Now I'm boiling Tesco pasta before I do laundry and spend the evening with a man named Wilkie Collins, I'm sure all the usuals will show up too (i.e. Ghandi, Shakespeare, etc.) I haven't checked the weather for tomorrow yet, but I'm sure it's going to be a great day to spend in the Senate House stacks.

Here's to productivity & relaxing juxtaposed, and as one my dearest friends often quoted on Thursday evenings freshman year, "everything in moderate, including moderation."

xoxo, cheers and love,
D

So I sort of know someone in the Royal Shakespeare Company.

My beautiful orientation tour guide was in the play I saw tonight. CHECK IT! Dunsinane was the play - it's a quasi-sequel too/work inspired by MacBeth; it's amazing.

My mailbox also featured NOT ONLY a card from my amazing NY Eta sisters *COMMA* BUT ALSO, (I don't think I need to repeat the negation phrase for emphasis, capslock will do) a box from my even more amazing mom. It featured Cherry Lemon Sundrop, 2 bags of Starburst Jellybeans (aka CRACK!), Rolos, Hersey Kisses with Almonds, ALMOND CLUSTERS (aka heroine), a Scrabble card game, Cheerios, TWIZZLERS (any Schrader/friend of the Schraders know a bag of Twizzlers, once opened, lasts for 10 minutes maximum), 100 Calorie packs, and of course my bank statement! (I love you & miss you mom! Thanks! Thanks! Thanks!)

Looks like my work filled weekend is going to be calorically satisfied as well. :))

xoxo & cheers,
D

Tuesday, March 2, 2010

It was the perfect day.

The Lady Antebellum album remains in my head.

I have a couple amendments to make regarding my York post.
#1: Casey Talbot has other interests besides LOTR. She is a multifaceted and lovely individual, not a dork.
#2: York features a pub of the same chain as The Angel. Although we were introduced to some lovely knights, we decided not to go in because we didn't want to go to a chain. This was a mistake. Breakfast there (a sure, cheap and easy bet at full English breakfast) proved it to be THE gathering place in York. Basically, while consuming huge plates of food, our small two-person table was surrounded by beautiful 20-something men. Not kidding, the ratio was about 20:2 (1:10 if you simplify it).

Today I got to wear my sunglasses again and only a blazer and scarf. I don't have a paper due for a week (drafting tomorrow). It's another party on-excellent kind of day.

xoxo & cheers,
D

Upside down, bouncing off the ceiling. . .

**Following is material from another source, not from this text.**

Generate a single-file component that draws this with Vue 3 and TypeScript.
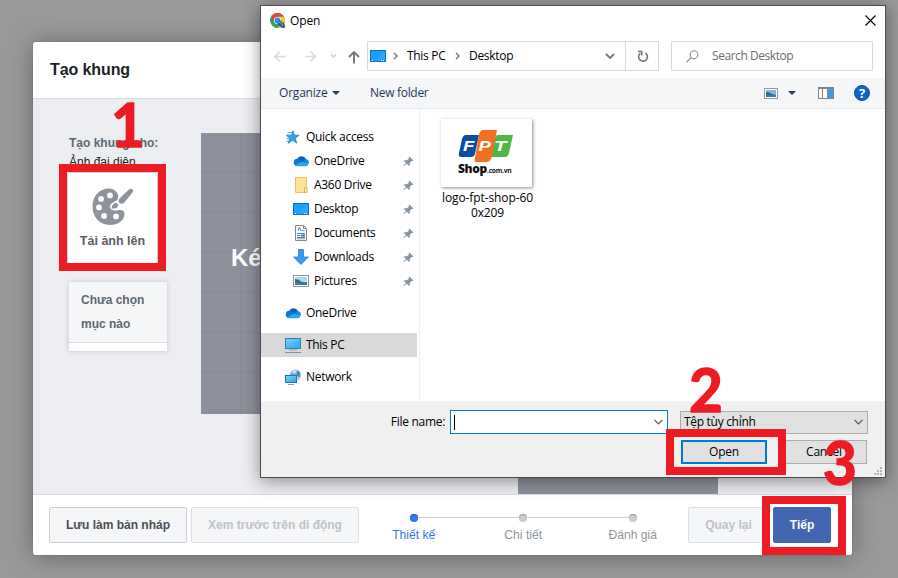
<script setup lang="ts">
type IconName = 'star' | 'cloud' | 'folder' | 'desktop' | 'doc' | 'down' | 'picture' | 'pc' | 'network'
interface NavItem { label: string; icon: IconName; pinned?: boolean; nested?: boolean; selected?: boolean }

const groups: NavItem[][] = [
  [
    { label: 'Quick access', icon: 'star' },
    { label: 'OneDrive', icon: 'cloud', nested: true, pinned: true },
    { label: 'A360 Drive', icon: 'folder', nested: true, pinned: true },
    { label: 'Desktop', icon: 'desktop', nested: true, pinned: true },
    { label: 'Documents', icon: 'doc', nested: true, pinned: true },
    { label: 'Downloads', icon: 'down', nested: true, pinned: true },
    { label: 'Pictures', icon: 'picture', nested: true, pinned: true },
  ],
  [{ label: 'OneDrive', icon: 'cloud' }],
  [{ label: 'This PC', icon: 'pc', selected: true }],
  [{ label: 'Network', icon: 'network' }],
]

const steps: { label: string; active?: boolean }[] = [
  { label: 'Thiết kế', active: true },
  { label: 'Chi tiết' },
  { label: 'Đánh giá' },
]
</script>

<template>
  <div class="screen">
    <section class="modal">
      <header class="modal-head">Tạo khung</header>
      <div class="modal-body">
        <aside class="side">
          <div class="side-title">Tạo khung cho:</div>
          <div class="side-value">Ảnh đại diện</div>
          <div class="upload">
            <svg width="42" height="38" viewBox="0 0 42 38">
              <path fill="#8d949e" fill-rule="evenodd" d="M17 .5C7 .5.5 8.500.5 18.500S7 37 18 37C27 37 32.500 31.500 32.500 26C32.500 22.500 30 21.500 27 22C22.500 23 18.500 23 18 18.500C18 15 23 14 25.500 11.500C28 6.500 23.500.5 17 .5ZM18 4.500a2.900 2.900 0 1 1 0 5.800a2.900 2.900 0 0 1 0-5.800ZM9 8a2.900 2.900 0 1 1 0 5.800a2.900 2.900 0 0 1 0-5.800ZM7 16.500a2.900 2.900 0 1 1 0 5.800a2.900 2.900 0 0 1 0-5.800ZM12 25a2.900 2.900 0 1 1 0 5.800a2.900 2.900 0 0 1 0-5.800ZM24 25.500a2.900 2.900 0 1 1 0 5.800a2.900 2.900 0 0 1 0-5.800Z" />
              <path fill="#8d949e" d="M27 11L37.500.9Q41 0 41.200 3.500L32 15Q28 17 26.500 13.500ZM19.500 20.500C20 16 23 14 25.500 15.500C27 19 25 21 19.500 20.500Z" />
            </svg>
            <span>Tải ảnh lên</span>
          </div>
          <div class="empty"><div class="empty-text">Chưa chọn<br />mục nào</div></div>
        </aside>
        <div class="canvas"><span>Ké</span></div>
        <div class="preview"></div>
        <div class="scrollbar"><i></i></div>
      </div>
      <footer class="modal-foot">
        <button class="btn draft">Lưu làm bản nháp</button>
        <button class="btn mobile off">Xem trước trên di động</button>
        <ol class="steps">
          <li v-for="s in steps" :key="s.label" :class="{ active: s.active }"><i></i><span>{{ s.label }}</span></li>
        </ol>
        <button class="btn back off">Quay lại</button>
        <button class="btn next">Tiếp</button>
      </footer>
    </section>

    <section class="dialog">
      <header class="title">
        <svg class="chrome" width="16" height="16" viewBox="0 0 16 16">
          <circle cx="7.500" cy="7.500" r="7.500" fill="#2fa45a" />
          <path d="M1 3.700A7.500 7.500 0 0 1 14 3.800H7.500L4 8.500Z" fill="#dd4b3e" />
          <path d="M14 3.800A7.500 7.500 0 0 1 8 15L11 8.500L8 3.800Z" fill="#fcc934" />
          <circle cx="7.500" cy="7.500" r="3.600" fill="#fff" />
          <circle cx="7.500" cy="7.500" r="2.900" fill="#4285f4" />
          <path d="M7 9l4-1.500 3 2.500 1.500 4.500-3.500.5-3-2.500Z" fill="#385a68" />
          <path d="M8 9l3 1 2 3M11 8l2 2" stroke="#69b8dc" fill="none" />
        </svg>
        <span class="title-text">Open</span>
        <svg class="close" width="11" height="11" viewBox="0 0 11 11"><path d="M.5.5l10 10M10.500.5l-10 10" stroke="#000" stroke-width="1.150" /></svg>
      </header>

      <div class="address-row">
        <svg class="nav-arrows" width="94" height="30" viewBox="0 0 94 30" fill="none">
          <path d="M9 10.500l-5 5 5 5M4 15.500h11" stroke="#dadada" stroke-width="1.600" />
          <path d="M39.500 10.500l5 5-5 5M44.500 15.500H34" stroke="#dadada" stroke-width="1.600" />
          <path d="M60 13.500l2.500 2.500 2.500-2.500" stroke="#d0d0d0" stroke-width="1.300" />
          <path d="M78 16l5-5 5 5M83 11v11.500" stroke="#777" stroke-width="1.900" />
        </svg>
        <div class="path">
          <svg width="16" height="12" viewBox="0 0 16 12"><use href="#i-desktop" y="-2" /></svg>
          <svg class="sep" width="5" height="8" viewBox="0 0 5 8"><path d="M1 1l3 3-3 3" fill="none" stroke="#777" stroke-width="1.400" /></svg>
          <span class="crumb1">This PC</span>
          <svg class="sep sep2" width="5" height="8" viewBox="0 0 5 8"><path d="M1 1l3 3-3 3" fill="none" stroke="#777" stroke-width="1.400" /></svg>
          <span class="crumb2">Desktop</span>
          <svg class="drop" width="10" height="7" viewBox="0 0 10 7"><path d="M1 1l4 4 4-4" fill="none" stroke="#777" stroke-width="1.900" /></svg>
          <div class="refresh">
            <svg width="12" height="13" viewBox="0 0 12 13" fill="none" stroke="#777" stroke-width="1.600"><path d="M8.300 3A4.400 4.400 0 1 1 3.200 3.400M1 1.500h3.700v4" /></svg>
          </div>
        </div>
        <div class="search">
          <svg width="13" height="13" viewBox="0 0 13 13" fill="none" stroke="#8a8a94" stroke-width="1.100"><circle cx="8" cy="4.700" r="3.900" /><path d="M5.200 7.500L.6 12.200" /></svg>
          <span>Search Desktop</span>
        </div>
      </div>

      <div class="toolbar">
        <span class="organize">Organize</span><i class="tri"></i>
        <span class="newf">New folder</span>
        <svg class="view" width="14" height="11" viewBox="0 0 14 11"><rect x=".5" y=".5" width="13" height="10" fill="#fff" stroke="#999" /><path d="M2 2h10v4H2Z" fill="#77b7e8" /><path d="M2 4q4 0 6 2l4 .5V9H2Z" fill="#3d6a6c" /><path d="M2 7h10v2H2Z" fill="#2f80b9" /></svg>
        <i class="tri tri2"></i>
        <svg class="pane" width="16" height="12" viewBox="0 0 16 12"><rect x=".5" y=".5" width="15" height="11" fill="#fff" stroke="#858585" /><path d="M0 0h16v2H0ZM4 2h1v10H4ZM9 2h1v10H9Z" fill="#858585" /><path d="M10 2h5v9h-5Z" fill="#4399e0" /></svg>
        <span class="help">?</span>
      </div>

      <div class="content">
        <nav>
          <div v-for="(g, gi) in groups" :key="gi" class="group">
            <div v-for="item in g" :key="item.label" class="item" :class="{ nested: item.nested, selected: item.selected }">
              <svg class="ico" width="16" height="16" viewBox="0 0 16 16"><use :href="'#i-' + item.icon" /></svg>
              <span>{{ item.label }}</span>
              <svg v-if="item.pinned" class="pin" width="11" height="11" viewBox="0 0 11 11"><path d="M6.500.5l4 4-1 .7-.8-.3-2 2 .2 2-1 1L3.700 7.700.8 10.300H.3V9.800L3 7 1 5l1-1 2 .2 2-2-.3-1Z" fill="#8796a3" /></svg>
            </div>
          </div>
        </nav>
        <div class="files">
          <figure class="file">
            <div class="thumb">
              <svg width="91" height="68" viewBox="0 0 91 68">
                <path d="M25 16h13l-4 19q-1 3-4 3H20q-3 0-2-4l3-14q1-4 4-4Z" fill="#0c4da2" />
                <path d="M57 16h15l-4 18q-1 4-4 4H50q-2 0-1-3l4-15q1-4 4-4Z" fill="#4fb748" />
                <path d="M42 11h14l-5 26q-1 6-6 6H35q-2 0-1-4l4-23q1-5 4-5Z" fill="#f37021" />
                <g font-family="Liberation Sans, sans-serif" font-weight="700" font-style="italic" font-size="14" fill="#fff">
                  <text x="22" y="32" textLength="11" lengthAdjust="spacingAndGlyphs">F</text><text x="37.500" y="32" textLength="12" lengthAdjust="spacingAndGlyphs">P</text><text x="53" y="32" textLength="12" lengthAdjust="spacingAndGlyphs">T</text>
                </g>
                <text x="17" y="53.500" font-family="Open Sans, sans-serif" font-weight="800" font-size="11.500" fill="#111" textLength="29" lengthAdjust="spacingAndGlyphs">Shop</text>
                <text x="46" y="53.500" font-family="Open Sans, sans-serif" font-weight="700" font-size="7" fill="#222" textLength="24.500" lengthAdjust="spacingAndGlyphs">.com.vn</text>
              </svg>
            </div>
            <figcaption>logo-fpt-shop-60<br />0x209</figcaption>
          </figure>
        </div>
      </div>

      <footer class="actions">
        <div class="line">
          <label>File name:</label>
          <div class="input"><i class="caret"></i><svg width="9" height="6" viewBox="0 0 9 6"><path d="M.5.8l4 4 4-4" fill="none" stroke="#555" stroke-width="1.200" /></svg></div>
          <div class="select"><span>Tệp tùy chỉnh</span><svg width="9" height="6" viewBox="0 0 9 6"><path d="M.5.8l4 4 4-4" fill="none" stroke="#555" stroke-width="1.200" /></svg></div>
        </div>
        <div class="line second">
          <button class="win primary">Open</button>
          <button class="win">Cancel</button>
        </div>
        <svg class="grip" width="8" height="8" viewBox="0 0 8 8" fill="#b4b4b4"><path d="M6 0h2v2H6ZM3 3h2v2H3ZM6 3h2v2H6ZM0 6h2v2H0ZM3 6h2v2H3ZM6 6h2v2H6Z" /></svg>
      </footer>
    </section>

    <div class="box b1"></div>
    <div class="box b2"></div>
    <div class="box b3"></div>
    <span class="num n1">1</span>
    <span class="num n2">2</span>
    <span class="num n3">3</span>

    <svg width="0" height="0" class="defs">
      <defs>
        <linearGradient id="g-blue" x1="0" y1="0" x2="1" y2="1"><stop offset="0" stop-color="#7fd0ff" /><stop offset="1" stop-color="#2ba3f3" /></linearGradient>
        <g id="i-desktop"><rect x=".5" y="2.500" width="15" height="11" fill="#1aa0fb" stroke="#0a72c6" /><path d="M15 3v8L5 13Z" fill="#3cb0ff" opacity=".5" /><path d="M2 12h1v1H2ZM11 12h1v1h-1ZM13 12h1v1h-1Z" fill="#fff" /></g>
        <g id="i-star"><path d="M9.500 1l1.400 4.400h4.800l-3.900 3 1.400 4.900-4.200-2.900-4.200 3.100 1.600-5L3 5.600h4.800Z" transform="translate(-1.500 .8)" fill="#2ea3ee" stroke="#1879bd" stroke-width=".7" /><path d="M2.500 3.500h5M1.500 6h4M1.500 9.500h4M1.500 12h3" stroke="#42a8e6" stroke-width=".9" /></g>
        <g id="i-cloud"><path d="M4 6.200A5 5 0 0 1 13 6L15 9 8 11Z" fill="#0b5fb5" /><path d="M4 5.800A3.700 3.700 0 0 0 3.300 13L11 9Q7 5 4 5.800Z" fill="#1074cd" /><path d="M12.800 6A3.500 3.500 0 0 1 15.600 10.800L10 8.800Q11 6 12.800 6Z" fill="#1487da" /><path d="M2 12.500Q5 9.500 10 8.700L15.700 10.800Q15 13.200 13 13.200H4Q3 13.200 2 12.500Z" fill="#27a5ec" /></g>
        <g id="i-folder"><path d="M2.500.5h11v15h-11Z" fill="#ffe394" stroke="#e8c262" /><path d="M11.500 10.500h2.500v5h-2.500Z" fill="#ffe9a8" stroke="#dab354" /></g>
        <g id="i-doc"><path d="M2.500.5h8l3 3v12h-11Z" fill="#fff" stroke="#868686" /><path d="M10.500.5v3h3" fill="none" stroke="#868686" /><path d="M5 6l1.300-4L8 6M4 8.500h8M4 10.500h3M4 12.500h8" stroke="#3d8cc5" fill="none" /><path d="M8 9.500h4v2H8Z" fill="#2b749f" /><path d="M8.500 5.500H12M4 13.800h8" stroke="#999" /></g>
        <path id="i-down" d="M5.500.5h5V8h5L8 15.500.5 8h5Z" fill="#3b9ae8" stroke="#2c7dc4" stroke-width=".8" />
        <g id="i-picture"><rect x=".5" y="2.500" width="15" height="11" fill="#fff" stroke="#929292" /><path d="M2 4h12v4H2Z" fill="#a8d5f3" /><path d="M2 6q4 0 6 2.500l6 .5v3H2Z" fill="#426a67" /><path d="M2 9.500h12V12H2Z" fill="#2d80b4" /></g>
        <g id="i-pc"><rect x=".5" y="1.500" width="15" height="10" fill="url(#g-blue)" stroke="#2d7eae" /><path d="M4 13h8" stroke="#8da4b3" /><path d="M0 15.500h16" stroke="#7894aa" /></g>
        <g id="i-network"><circle cx="10.500" cy="6" r="5.500" fill="#6daccd" /><path d="M6 3q3-3 6-2l-2 4ZM12 5l4-1-1 5-3 2Z" fill="#bddcea" /><path d="M13 2q3 3 1 7l-2-3Z" fill="#37809f" /><rect x=".5" y="6.500" width="11" height="7" fill="url(#g-blue)" stroke="#2674a5" /><path d="M3 15.500h6" stroke="#829dae" /></g>
      </defs>
    </svg>
  </div>
</template>

<style>
body { overflow: hidden; }
</style>
<style scoped>
* { box-sizing: border-box; }
.screen { position: relative; width: 898px; height: 578px; padding: 42px 0 0 33px; overflow: hidden; background: #999; font: 12px/16px "Liberation Sans", sans-serif; }
button { font: inherit; letter-spacing: inherit; padding: 0; margin: 0; }
svg { display: block; flex: none; }
.defs { position: absolute; }

.modal { width: 819px; height: 513px; display: flex; flex-direction: column; background: #fff; border-radius: 2px; box-shadow: 0 2px 26px rgba(0, 0, 0, .32), 0 0 1px rgba(0, 0, 0, .5); }
.modal-head { height: 57px; padding-left: 17px; line-height: 55px; font-size: 16px; letter-spacing: -.1px; font-weight: 700; color: #1d2129; border-bottom: 1px solid #dadde1; }
.modal-body { height: 395px; display: flex; background: #ebedf1; }
.side { width: 168px; padding: 35px 0 0 36px; }
.side-title { font-size: 12px; line-height: 18px; font-weight: 700; color: #606770; white-space: nowrap; }
.side-value { line-height: 21px; height: 20px; color: #1d2129; white-space: nowrap; }
.upload { width: 91px; height: 92px; margin: 0 0 0 -2px; padding-top: 15px; display: flex; flex-direction: column; align-items: center; background: #fff; border: 1px solid #ccd0d5; border-radius: 3px; font-size: 12.500px; font-weight: 700; color: #5a5e66; gap: 7px; white-space: nowrap; }
.empty { width: 98px; height: 69px; margin-top: 18px; background: #fff; box-shadow: 0 0 5px rgba(0, 0, 0, .16); }
.empty-text { height: 61px; padding: 6px 0 0 12px; background: #f5f6f7; border-bottom: 1px solid #dadde1; line-height: 24px; font-weight: 700; color: #606770; }
.canvas { width: 280px; height: 281px; margin-top: 34px; padding: 111px 0 0 30px; font-size: 24px; line-height: 28px; font-weight: 700; color: #fff; background: repeating-linear-gradient(90deg, #0000 0 7px, #747d8c1c 7px 8px), repeating-linear-gradient(#0000 0 7px, #747d8c1c 7px 8px), repeating-linear-gradient(90deg, #0000 0 39px, #747d8c44 39px 40px), repeating-linear-gradient(#0000 0 39px, #747d8c44 39px 40px), #8d919b; }
.preview { width: 200px; height: 100px; margin: 295px 0 0 37px; background: repeating-linear-gradient(90deg, #8d919b 0 7px, #868b96 7px 8px); }
.scrollbar { width: 17px; margin-left: auto; padding: 382px 0 0 5px; background: #f1f1f1; }
.scrollbar i { display: block; border: 4px solid transparent; border-top-color: #505050; width: 0; }
.modal-foot { height: 61px; display: flex; padding: 12px 20px 0 16px; border-top: 1px solid #dadde1; }
.btn { height: 36px; border: 1px solid #ccd0d5; border-radius: 2px; background: #f5f6f7; color: #4b4f56; font-size: 12px; font-weight: 700; white-space: nowrap; }
.off { color: #bec3c9; border-color: #dadde1; }
.draft { width: 138px; }
.mobile { width: 168px; margin-left: 4px; }
.steps { display: flex; list-style: none; margin: 0; padding: 0; width: 329px; }
.steps li { position: relative; width: 109.500px; display: flex; flex-direction: column; align-items: center; padding-top: 7px; color: #90949c; font-size: 12.150px; white-space: nowrap; }
.steps i { width: 8px; height: 8px; border-radius: 50%; background: #ccc; box-shadow: inset 0 1px 1px #999; z-index: 1; }
.steps span { margin-top: 4px; line-height: 18px; }
.steps .active { color: #3578e5; }
.steps .active i { background: #3578e5; box-shadow: inset 0 1px 1px #2259b0; }
.steps li + li::before { content: ""; position: absolute; top: 10px; right: 59px; width: 101px; height: 1px; background: #ccc; }
.back { width: 81px; }
.next { width: 58px; margin-left: 4px; background: #4267b2; border-color: #4267b2; color: #fff; }

.dialog { position: absolute; left: 260px; top: 5px; width: 626px; height: 473px; display: flex; flex-direction: column; background: #fff; border: 1px solid #4b4b50; box-shadow: 0 3px 16px rgba(0, 0, 0, .42); font-family: "Open Sans", "Noto Sans", sans-serif; font-size: 12px; letter-spacing: -.3px; color: #000; white-space: nowrap; }
.title { height: 30px; display: flex; align-items: center; padding: 0 9px 0 9px; }
.title-text { margin-left: 4px; letter-spacing: -.1px; }
.close { margin: -2px 0 0 auto; }
.address-row { display: flex; height: 42px; padding: 5px 0 0 12px; }
.nav-arrows { margin-left: -2px; }
.path { width: 292px; height: 30px; margin-left: 2px; border: 1px solid #d9d9d9; display: flex; align-items: center; padding-left: 2px; }
.sep { margin-left: 7px; }
.crumb1 { width: 39px; margin-left: 9px; }
.sep2 { margin-left: 9px; }
.crumb2 { margin-left: 9px; }
.drop { margin-left: auto; }
.refresh { width: 33px; height: 28px; margin-left: 10px; border-left: 1px solid #d9d9d9; display: flex; align-items: center; justify-content: center; padding-left: 1px; }
.search { width: 202px; height: 30px; margin-left: 12px; border: 1px solid #d9d9d9; display: flex; align-items: center; padding-left: 14px; gap: 13px; color: #6d6d6d; letter-spacing: -.45px; }
.toolbar { height: 31px; display: flex; align-items: center; background: #f5f6f7; border-bottom: 1px solid #e8e8e8; padding-left: 18px; color: #1e395b; }
.organize { width: 48px; letter-spacing: -.2px; }
.tri { border: 4px solid transparent; border-top-color: #1e395b; border-bottom: 0; margin-left: 5px; }
.newf { width: 59px; margin-left: 30px; }
.view { margin-left: 335px; }
.tri2 { margin-left: 10px; }
.pane { margin-left: 22px; }
.help { width: 16px; height: 16px; margin-left: 20px; border-radius: 50%; background: #0868c4; border: 1px solid #16528b; color: #fff; text-align: center; line-height: 14px; font-weight: 700; font-size: 13px; letter-spacing: 0; }
.content { height: 292px; display: flex; }
nav { width: 159px; padding-top: 16px; border-right: 1px solid #f0f0f0; }
.group { margin-bottom: 8px; }
.item { width: 156px; height: 24px; display: flex; align-items: center; padding: 0 3px 0 24px; }
.item span { margin-left: 5px; }
.nested { padding-left: 32px; }
.selected { background: #d9d9d9; }
.pin { margin-left: auto; }
.files { padding: 10px 0 0 21px; }
.file { width: 93px; margin: 0; display: flex; flex-direction: column; align-items: center; }
.thumb { width: 91px; height: 68px; background: #fff; box-shadow: 1px 1px 3px rgba(0, 0, 0, .45); margin-left: -2px; }
figcaption { margin-top: 3px; line-height: 15px; text-align: center; letter-spacing: -.1px; }
.actions { position: relative; height: 76px; background: #f0f0f0; padding-top: 9px; }
.line { display: flex; align-items: center; height: 24px; }
.line label { width: 184px; text-align: right; }
.input { width: 218px; height: 24px; margin-left: 5px; display: flex; align-items: center; justify-content: space-between; background: #fff; border: 1px solid #0078d7; padding: 0 4px 0 3px; }
.caret { width: 1px; height: 15px; background: #000; }
.select { width: 188px; height: 23px; margin-left: 12px; display: flex; align-items: center; justify-content: space-between; background: #e1e1e1; border: 1px solid #adadad; padding: 0 4px 0 3px; }
.second { margin-top: 6px; padding-left: 420px; gap: 14px; }
.win { width: 86px; height: 24px; background: #e1e1e1; border: 1px solid #adadad; letter-spacing: -.2px; }
.primary { border: 2px solid #0078d7; }
.grip { position: absolute; right: 3px; bottom: 2px; }

.box { position: absolute; border: 8px solid #ed1c24; }
.b1 { left: 59px; top: 164px; width: 107px; height: 107px; }
.b2 { left: 666px; top: 429px; width: 120px; height: 46px; }
.b3 { left: 762px; top: 496px; width: 84px; height: 59px; }
.num { position: absolute; font: 700 62px/64px Lato, sans-serif; color: #ed1c24; -webkit-text-stroke: 1.600px #ed1c24; transform: scaleX(.94); }
.n1 { left: 110px; top: 91px; }
.n2 { left: 687.500px; top: 356px; }
.n3 { left: 822px; top: 429px; }
</style>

Today felt like a spring day.

The sun was shining (a rare & special thing) and my coat didn't have to be buttoned. Quite frankly, if I had been returning home before 8pm, I could have gotten away with leaving my dorm at 1 in a blazer and scarf. I even got the opportunity (an even rarer & more special things) of wearing my most favorite sunglasses - circa Blues Brothers, Risky Business, and another of my most favorites, Bob.

I certainly appreciated the sun shining on my back in the stacks. I can't begin to express how much more preferable that is to the sound of wind howling.

Not to mention, I finally got my free coffee latte and croissant from Coffee-to-Go. Talk about a party time-excellent kind of day.

Spent the evening with one of my many men, William Shakespeare, and now its a little after a quarter after one, I'm not all alone, and I need sleep now. (I pushed that pop culture reference, I know. The song's stuck in my head, though.)